Given problem:
Collect every line that includes the string "this".

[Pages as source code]
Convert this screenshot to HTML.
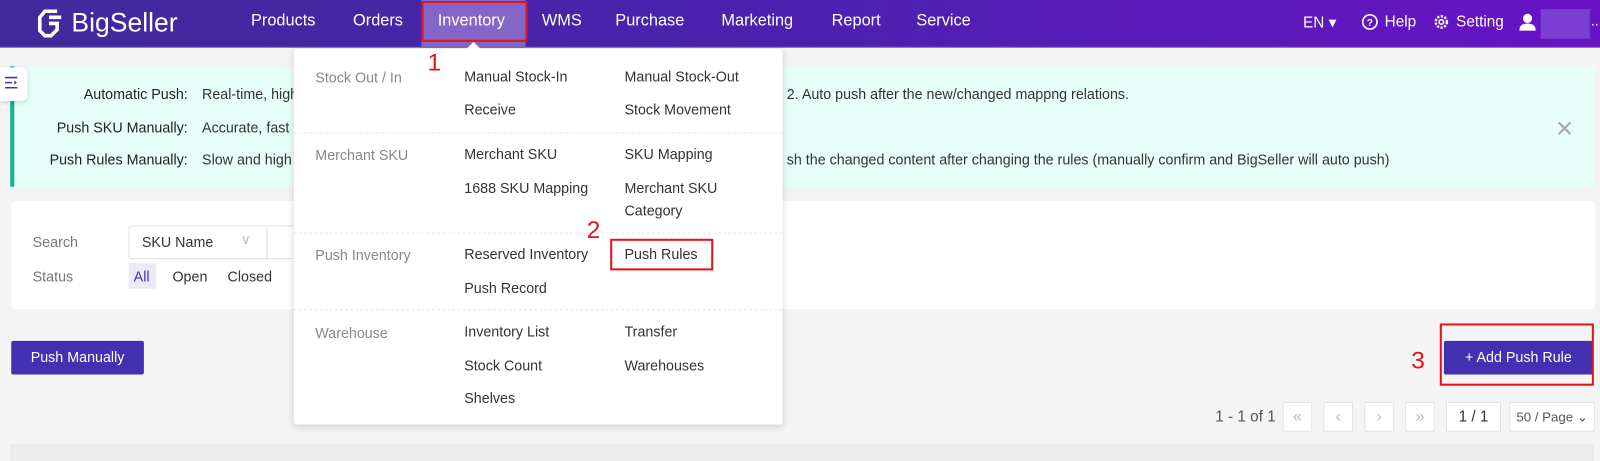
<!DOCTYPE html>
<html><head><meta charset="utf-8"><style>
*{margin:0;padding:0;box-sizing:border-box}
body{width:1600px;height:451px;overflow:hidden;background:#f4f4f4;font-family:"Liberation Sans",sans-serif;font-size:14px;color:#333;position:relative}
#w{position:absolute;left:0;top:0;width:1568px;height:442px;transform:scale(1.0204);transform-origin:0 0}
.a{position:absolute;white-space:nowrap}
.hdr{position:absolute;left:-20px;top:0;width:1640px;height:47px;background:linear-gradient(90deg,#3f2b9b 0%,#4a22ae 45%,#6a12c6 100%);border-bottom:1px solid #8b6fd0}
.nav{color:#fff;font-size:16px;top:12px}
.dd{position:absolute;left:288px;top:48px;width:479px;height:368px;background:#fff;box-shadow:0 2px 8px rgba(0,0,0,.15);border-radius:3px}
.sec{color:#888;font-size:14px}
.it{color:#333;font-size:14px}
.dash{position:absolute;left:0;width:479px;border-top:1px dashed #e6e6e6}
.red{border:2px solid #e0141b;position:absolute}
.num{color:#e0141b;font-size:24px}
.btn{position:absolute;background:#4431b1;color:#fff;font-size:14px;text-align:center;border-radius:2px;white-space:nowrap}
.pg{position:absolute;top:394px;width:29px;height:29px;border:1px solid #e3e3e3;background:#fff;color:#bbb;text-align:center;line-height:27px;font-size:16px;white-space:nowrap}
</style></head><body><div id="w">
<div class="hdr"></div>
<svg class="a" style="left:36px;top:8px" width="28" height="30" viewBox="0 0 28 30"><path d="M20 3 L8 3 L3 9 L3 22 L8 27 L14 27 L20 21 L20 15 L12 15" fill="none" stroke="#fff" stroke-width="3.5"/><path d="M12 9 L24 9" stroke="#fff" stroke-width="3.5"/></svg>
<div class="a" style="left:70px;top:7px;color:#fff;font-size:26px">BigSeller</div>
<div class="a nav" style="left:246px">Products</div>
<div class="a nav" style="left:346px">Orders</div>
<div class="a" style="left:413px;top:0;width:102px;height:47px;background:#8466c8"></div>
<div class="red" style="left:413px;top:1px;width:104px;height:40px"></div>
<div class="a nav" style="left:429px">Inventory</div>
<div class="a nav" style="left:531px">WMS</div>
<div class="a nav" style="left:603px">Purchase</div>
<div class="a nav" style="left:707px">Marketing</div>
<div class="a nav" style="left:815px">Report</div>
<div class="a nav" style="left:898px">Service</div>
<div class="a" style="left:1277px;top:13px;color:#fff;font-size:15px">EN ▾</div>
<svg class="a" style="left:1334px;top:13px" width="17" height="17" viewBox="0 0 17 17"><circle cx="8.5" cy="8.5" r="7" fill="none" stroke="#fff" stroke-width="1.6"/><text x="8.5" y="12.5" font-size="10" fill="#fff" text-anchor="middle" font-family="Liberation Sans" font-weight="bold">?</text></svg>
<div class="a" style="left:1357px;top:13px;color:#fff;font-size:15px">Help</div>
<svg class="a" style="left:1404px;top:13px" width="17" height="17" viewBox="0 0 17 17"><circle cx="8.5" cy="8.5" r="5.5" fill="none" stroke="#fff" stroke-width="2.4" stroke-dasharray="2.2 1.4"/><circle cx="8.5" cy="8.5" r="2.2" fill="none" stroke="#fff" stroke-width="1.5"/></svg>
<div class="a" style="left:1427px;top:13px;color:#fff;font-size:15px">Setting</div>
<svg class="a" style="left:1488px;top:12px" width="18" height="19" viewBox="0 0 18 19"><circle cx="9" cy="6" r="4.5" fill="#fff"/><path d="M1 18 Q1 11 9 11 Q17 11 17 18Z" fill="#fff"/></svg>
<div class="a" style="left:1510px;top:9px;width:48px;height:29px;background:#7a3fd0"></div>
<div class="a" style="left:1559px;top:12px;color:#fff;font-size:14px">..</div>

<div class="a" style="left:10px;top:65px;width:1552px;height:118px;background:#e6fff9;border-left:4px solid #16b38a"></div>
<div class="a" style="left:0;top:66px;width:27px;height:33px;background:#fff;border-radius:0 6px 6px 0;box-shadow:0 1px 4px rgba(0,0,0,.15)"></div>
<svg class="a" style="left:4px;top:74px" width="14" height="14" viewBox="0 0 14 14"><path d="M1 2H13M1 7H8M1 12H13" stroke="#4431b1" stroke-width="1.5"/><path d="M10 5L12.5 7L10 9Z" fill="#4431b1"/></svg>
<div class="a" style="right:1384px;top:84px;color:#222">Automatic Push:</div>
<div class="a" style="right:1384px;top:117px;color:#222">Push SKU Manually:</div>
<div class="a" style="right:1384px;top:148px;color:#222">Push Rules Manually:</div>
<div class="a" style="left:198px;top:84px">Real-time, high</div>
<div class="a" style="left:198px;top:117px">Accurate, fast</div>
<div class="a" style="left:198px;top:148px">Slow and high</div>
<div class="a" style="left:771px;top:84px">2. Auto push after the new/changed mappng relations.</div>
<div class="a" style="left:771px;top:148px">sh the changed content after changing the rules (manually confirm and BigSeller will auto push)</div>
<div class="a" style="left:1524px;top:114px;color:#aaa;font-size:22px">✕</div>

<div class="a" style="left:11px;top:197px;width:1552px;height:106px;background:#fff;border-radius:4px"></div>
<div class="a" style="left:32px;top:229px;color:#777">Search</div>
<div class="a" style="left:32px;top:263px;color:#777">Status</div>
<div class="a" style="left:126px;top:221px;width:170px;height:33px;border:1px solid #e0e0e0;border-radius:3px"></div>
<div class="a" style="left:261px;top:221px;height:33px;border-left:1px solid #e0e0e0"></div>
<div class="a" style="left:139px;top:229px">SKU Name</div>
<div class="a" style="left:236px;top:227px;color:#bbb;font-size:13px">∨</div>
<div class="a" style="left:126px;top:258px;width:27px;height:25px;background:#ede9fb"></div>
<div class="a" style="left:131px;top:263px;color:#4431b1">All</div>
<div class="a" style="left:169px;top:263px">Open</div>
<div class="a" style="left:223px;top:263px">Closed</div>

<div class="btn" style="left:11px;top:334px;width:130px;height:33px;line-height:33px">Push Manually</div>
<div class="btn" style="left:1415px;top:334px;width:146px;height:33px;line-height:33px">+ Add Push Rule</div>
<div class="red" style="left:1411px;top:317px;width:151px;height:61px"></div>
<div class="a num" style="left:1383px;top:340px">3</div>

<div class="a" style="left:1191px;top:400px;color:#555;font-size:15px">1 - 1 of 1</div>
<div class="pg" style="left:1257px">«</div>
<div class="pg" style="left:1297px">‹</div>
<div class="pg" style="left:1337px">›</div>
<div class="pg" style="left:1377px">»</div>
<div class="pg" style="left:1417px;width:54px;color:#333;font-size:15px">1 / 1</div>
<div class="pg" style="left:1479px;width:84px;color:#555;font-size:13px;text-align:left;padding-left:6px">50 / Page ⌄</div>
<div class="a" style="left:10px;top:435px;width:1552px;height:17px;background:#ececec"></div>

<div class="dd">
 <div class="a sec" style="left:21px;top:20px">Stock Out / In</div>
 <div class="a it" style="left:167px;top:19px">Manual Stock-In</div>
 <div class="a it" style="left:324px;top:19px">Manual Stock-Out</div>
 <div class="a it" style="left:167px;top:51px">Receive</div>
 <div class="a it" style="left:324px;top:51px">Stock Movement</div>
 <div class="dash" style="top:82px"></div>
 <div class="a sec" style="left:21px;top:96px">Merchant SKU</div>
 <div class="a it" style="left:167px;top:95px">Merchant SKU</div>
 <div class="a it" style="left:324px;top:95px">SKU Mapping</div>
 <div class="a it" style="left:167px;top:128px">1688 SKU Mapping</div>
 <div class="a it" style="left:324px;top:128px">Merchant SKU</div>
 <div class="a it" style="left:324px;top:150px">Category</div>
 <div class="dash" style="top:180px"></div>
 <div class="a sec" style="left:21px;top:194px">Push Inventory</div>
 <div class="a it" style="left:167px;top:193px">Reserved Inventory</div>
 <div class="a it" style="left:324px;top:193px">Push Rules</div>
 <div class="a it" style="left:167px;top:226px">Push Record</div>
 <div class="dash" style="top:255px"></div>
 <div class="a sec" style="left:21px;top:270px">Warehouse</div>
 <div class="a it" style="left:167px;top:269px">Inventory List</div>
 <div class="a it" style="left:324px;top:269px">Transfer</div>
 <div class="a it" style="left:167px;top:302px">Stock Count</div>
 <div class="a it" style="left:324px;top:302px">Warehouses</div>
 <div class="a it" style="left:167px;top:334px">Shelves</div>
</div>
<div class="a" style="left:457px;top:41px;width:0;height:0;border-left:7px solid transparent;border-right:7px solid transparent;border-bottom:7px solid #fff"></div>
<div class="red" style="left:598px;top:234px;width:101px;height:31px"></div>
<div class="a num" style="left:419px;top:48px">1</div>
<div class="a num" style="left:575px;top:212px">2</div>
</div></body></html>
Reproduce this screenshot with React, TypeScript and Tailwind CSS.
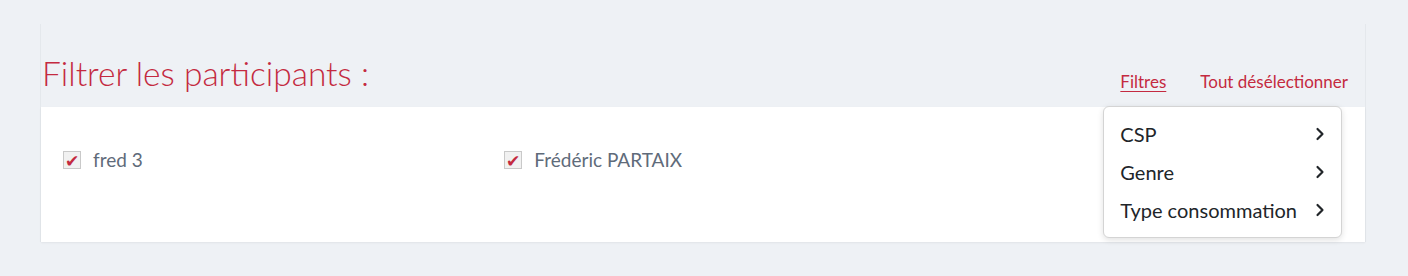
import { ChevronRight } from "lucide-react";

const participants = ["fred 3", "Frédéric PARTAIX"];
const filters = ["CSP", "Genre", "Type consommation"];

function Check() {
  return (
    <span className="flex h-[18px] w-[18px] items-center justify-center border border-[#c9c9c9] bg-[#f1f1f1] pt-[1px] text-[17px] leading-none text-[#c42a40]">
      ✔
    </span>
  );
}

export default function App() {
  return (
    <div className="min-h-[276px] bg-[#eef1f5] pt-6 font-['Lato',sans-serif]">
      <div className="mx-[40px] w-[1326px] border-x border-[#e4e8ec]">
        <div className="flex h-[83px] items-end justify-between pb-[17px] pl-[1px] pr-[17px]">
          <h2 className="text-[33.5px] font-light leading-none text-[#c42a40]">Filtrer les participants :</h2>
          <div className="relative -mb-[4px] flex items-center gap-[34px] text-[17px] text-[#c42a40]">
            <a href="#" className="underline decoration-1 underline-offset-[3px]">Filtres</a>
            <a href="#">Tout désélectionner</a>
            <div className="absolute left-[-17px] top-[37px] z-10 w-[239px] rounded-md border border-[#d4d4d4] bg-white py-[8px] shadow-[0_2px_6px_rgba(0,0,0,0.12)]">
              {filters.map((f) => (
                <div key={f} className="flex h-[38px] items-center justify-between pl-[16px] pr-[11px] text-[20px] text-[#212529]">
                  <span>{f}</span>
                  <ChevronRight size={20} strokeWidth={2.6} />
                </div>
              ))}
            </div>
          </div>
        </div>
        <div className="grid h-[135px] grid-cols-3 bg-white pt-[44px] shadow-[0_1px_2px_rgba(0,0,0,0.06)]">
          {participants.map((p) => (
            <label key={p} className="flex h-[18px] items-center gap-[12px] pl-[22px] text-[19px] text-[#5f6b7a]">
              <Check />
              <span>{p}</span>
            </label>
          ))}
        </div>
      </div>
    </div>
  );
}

In response:
Convert this screenshot to HTML.
Reproduce this screenshot with React, TypeScript and Tailwind CSS.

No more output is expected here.